* Your instructions *
Copy the data that follows, character for character, minus the pictures.

* Raw data *

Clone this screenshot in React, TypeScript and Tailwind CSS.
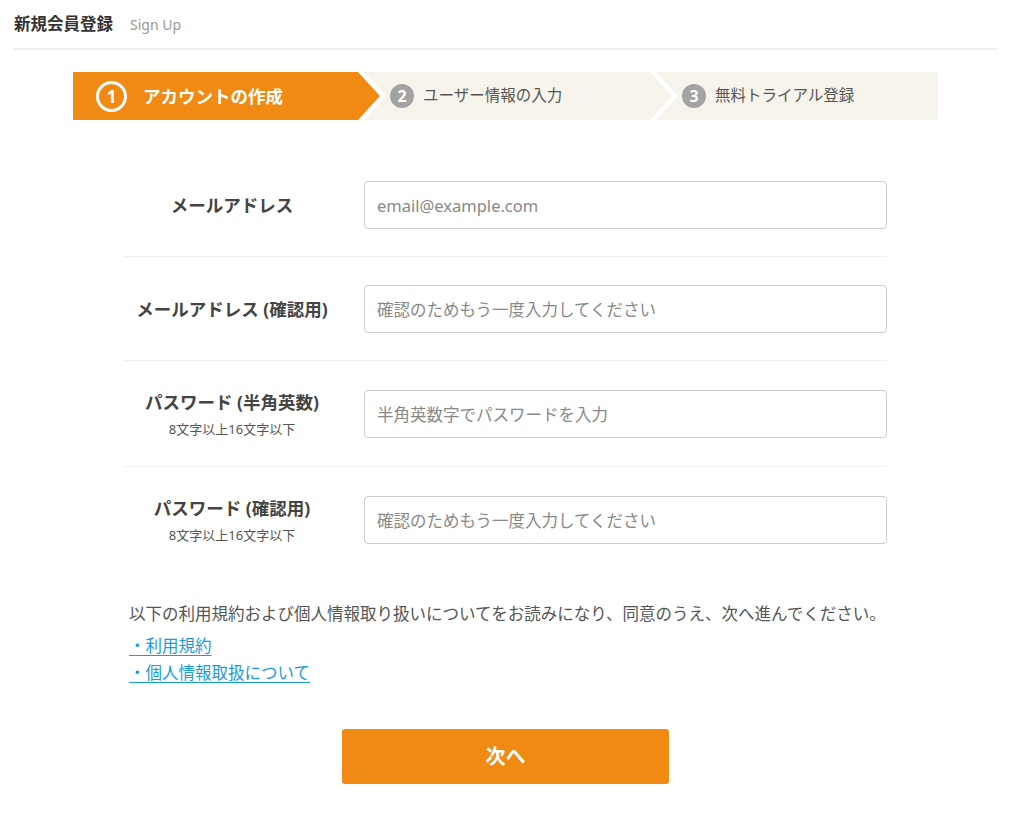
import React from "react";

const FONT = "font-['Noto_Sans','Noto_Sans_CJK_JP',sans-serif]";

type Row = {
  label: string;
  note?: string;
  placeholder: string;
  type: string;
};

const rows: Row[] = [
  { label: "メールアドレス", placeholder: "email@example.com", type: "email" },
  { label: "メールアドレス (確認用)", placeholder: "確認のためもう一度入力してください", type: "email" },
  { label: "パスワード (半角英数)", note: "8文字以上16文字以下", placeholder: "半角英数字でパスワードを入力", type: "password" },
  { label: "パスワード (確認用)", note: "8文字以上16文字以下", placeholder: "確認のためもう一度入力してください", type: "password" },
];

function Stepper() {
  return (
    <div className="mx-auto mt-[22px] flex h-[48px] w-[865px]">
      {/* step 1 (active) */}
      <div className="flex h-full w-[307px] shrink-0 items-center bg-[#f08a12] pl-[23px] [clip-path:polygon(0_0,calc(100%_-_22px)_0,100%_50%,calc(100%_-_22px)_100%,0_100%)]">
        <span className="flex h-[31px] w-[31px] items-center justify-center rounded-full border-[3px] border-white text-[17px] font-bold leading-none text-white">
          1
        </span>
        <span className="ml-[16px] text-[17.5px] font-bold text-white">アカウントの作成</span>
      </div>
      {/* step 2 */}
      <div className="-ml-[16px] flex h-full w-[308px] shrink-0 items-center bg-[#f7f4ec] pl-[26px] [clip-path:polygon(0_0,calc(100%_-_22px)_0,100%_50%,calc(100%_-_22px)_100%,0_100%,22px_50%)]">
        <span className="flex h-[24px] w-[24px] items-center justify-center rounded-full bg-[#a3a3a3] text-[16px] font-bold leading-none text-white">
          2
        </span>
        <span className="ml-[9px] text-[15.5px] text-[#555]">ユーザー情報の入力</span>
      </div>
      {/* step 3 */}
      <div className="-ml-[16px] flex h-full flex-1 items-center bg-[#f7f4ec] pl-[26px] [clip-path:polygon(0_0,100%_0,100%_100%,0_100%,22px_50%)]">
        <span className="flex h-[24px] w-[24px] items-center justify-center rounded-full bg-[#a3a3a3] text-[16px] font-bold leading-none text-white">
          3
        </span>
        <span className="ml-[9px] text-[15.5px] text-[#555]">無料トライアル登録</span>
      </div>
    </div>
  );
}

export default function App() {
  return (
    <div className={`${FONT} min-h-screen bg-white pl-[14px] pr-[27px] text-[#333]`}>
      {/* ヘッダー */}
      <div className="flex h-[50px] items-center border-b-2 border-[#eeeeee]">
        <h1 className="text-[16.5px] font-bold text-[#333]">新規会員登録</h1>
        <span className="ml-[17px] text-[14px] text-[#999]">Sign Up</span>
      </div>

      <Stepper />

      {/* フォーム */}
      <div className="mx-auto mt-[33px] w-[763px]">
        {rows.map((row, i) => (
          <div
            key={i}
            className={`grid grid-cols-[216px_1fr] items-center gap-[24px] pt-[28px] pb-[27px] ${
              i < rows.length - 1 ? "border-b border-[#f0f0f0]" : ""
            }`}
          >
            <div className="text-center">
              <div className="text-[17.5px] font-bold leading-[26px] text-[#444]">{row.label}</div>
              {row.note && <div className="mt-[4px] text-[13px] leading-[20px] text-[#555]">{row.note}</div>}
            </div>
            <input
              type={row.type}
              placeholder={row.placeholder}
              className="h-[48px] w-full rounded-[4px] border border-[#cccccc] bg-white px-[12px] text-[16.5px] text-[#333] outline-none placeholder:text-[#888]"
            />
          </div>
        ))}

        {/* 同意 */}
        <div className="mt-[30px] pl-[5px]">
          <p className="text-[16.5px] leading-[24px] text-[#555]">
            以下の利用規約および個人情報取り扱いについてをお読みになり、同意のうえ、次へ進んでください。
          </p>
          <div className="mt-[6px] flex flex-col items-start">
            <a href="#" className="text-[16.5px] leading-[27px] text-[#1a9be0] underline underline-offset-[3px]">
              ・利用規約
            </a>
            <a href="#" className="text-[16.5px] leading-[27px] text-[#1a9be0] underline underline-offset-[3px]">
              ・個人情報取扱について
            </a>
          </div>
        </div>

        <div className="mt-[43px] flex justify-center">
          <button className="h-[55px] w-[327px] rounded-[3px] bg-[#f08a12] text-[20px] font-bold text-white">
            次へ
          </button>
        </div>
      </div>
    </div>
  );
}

* Response *
Clone this screenshot in React, TypeScript and Tailwind CSS.
import React from "react";

const FONT = "font-['Noto_Sans','Noto_Sans_CJK_JP',sans-serif]";

type Row = {
  label: string;
  note?: string;
  placeholder: string;
  type: string;
};

const rows: Row[] = [
  { label: "メールアドレス", placeholder: "email@example.com", type: "email" },
  { label: "メールアドレス (確認用)", placeholder: "確認のためもう一度入力してください", type: "email" },
  { label: "パスワード (半角英数)", note: "8文字以上16文字以下", placeholder: "半角英数字でパスワードを入力", type: "password" },
  { label: "パスワード (確認用)", note: "8文字以上16文字以下", placeholder: "確認のためもう一度入力してください", type: "password" },
];

function Stepper() {
  return (
    <div className="mx-auto mt-[22px] flex h-[48px] w-[865px]">
      {/* step 1 (active) */}
      <div className="flex h-full w-[307px] shrink-0 items-center bg-[#f08a12] pl-[23px] [clip-path:polygon(0_0,calc(100%_-_22px)_0,100%_50%,calc(100%_-_22px)_100%,0_100%)]">
        <span className="flex h-[31px] w-[31px] items-center justify-center rounded-full border-[3px] border-white text-[17px] font-bold leading-none text-white">
          1
        </span>
        <span className="ml-[16px] text-[17.5px] font-bold text-white">アカウントの作成</span>
      </div>
      {/* step 2 */}
      <div className="-ml-[16px] flex h-full w-[308px] shrink-0 items-center bg-[#f7f4ec] pl-[26px] [clip-path:polygon(0_0,calc(100%_-_22px)_0,100%_50%,calc(100%_-_22px)_100%,0_100%,22px_50%)]">
        <span className="flex h-[24px] w-[24px] items-center justify-center rounded-full bg-[#a3a3a3] text-[16px] font-bold leading-none text-white">
          2
        </span>
        <span className="ml-[9px] text-[15.5px] text-[#555]">ユーザー情報の入力</span>
      </div>
      {/* step 3 */}
      <div className="-ml-[16px] flex h-full flex-1 items-center bg-[#f7f4ec] pl-[26px] [clip-path:polygon(0_0,100%_0,100%_100%,0_100%,22px_50%)]">
        <span className="flex h-[24px] w-[24px] items-center justify-center rounded-full bg-[#a3a3a3] text-[16px] font-bold leading-none text-white">
          3
        </span>
        <span className="ml-[9px] text-[15.5px] text-[#555]">無料トライアル登録</span>
      </div>
    </div>
  );
}

export default function App() {
  return (
    <div className={`${FONT} min-h-screen bg-white pl-[14px] pr-[27px] text-[#333]`}>
      {/* ヘッダー */}
      <div className="flex h-[50px] items-center border-b-2 border-[#eeeeee]">
        <h1 className="text-[16.5px] font-bold text-[#333]">新規会員登録</h1>
        <span className="ml-[17px] text-[14px] text-[#999]">Sign Up</span>
      </div>

      <Stepper />

      {/* フォーム */}
      <div className="mx-auto mt-[33px] w-[763px]">
        {rows.map((row, i) => (
          <div
            key={i}
            className={`grid grid-cols-[216px_1fr] items-center gap-[24px] pt-[28px] pb-[27px] ${
              i < rows.length - 1 ? "border-b border-[#f0f0f0]" : ""
            }`}
          >
            <div className="text-center">
              <div className="text-[17.5px] font-bold leading-[26px] text-[#444]">{row.label}</div>
              {row.note && <div className="mt-[4px] text-[13px] leading-[20px] text-[#555]">{row.note}</div>}
            </div>
            <input
              type={row.type}
              placeholder={row.placeholder}
              className="h-[48px] w-full rounded-[4px] border border-[#cccccc] bg-white px-[12px] text-[16.5px] text-[#333] outline-none placeholder:text-[#888]"
            />
          </div>
        ))}

        {/* 同意 */}
        <div className="mt-[30px] pl-[5px]">
          <p className="text-[16.5px] leading-[24px] text-[#555]">
            以下の利用規約および個人情報取り扱いについてをお読みになり、同意のうえ、次へ進んでください。
          </p>
          <div className="mt-[6px] flex flex-col items-start">
            <a href="#" className="text-[16.5px] leading-[27px] text-[#1a9be0] underline underline-offset-[3px]">
              ・利用規約
            </a>
            <a href="#" className="text-[16.5px] leading-[27px] text-[#1a9be0] underline underline-offset-[3px]">
              ・個人情報取扱について
            </a>
          </div>
        </div>

        <div className="mt-[43px] flex justify-center">
          <button className="h-[55px] w-[327px] rounded-[3px] bg-[#f08a12] text-[20px] font-bold text-white">
            次へ
          </button>
        </div>
      </div>
    </div>
  );
}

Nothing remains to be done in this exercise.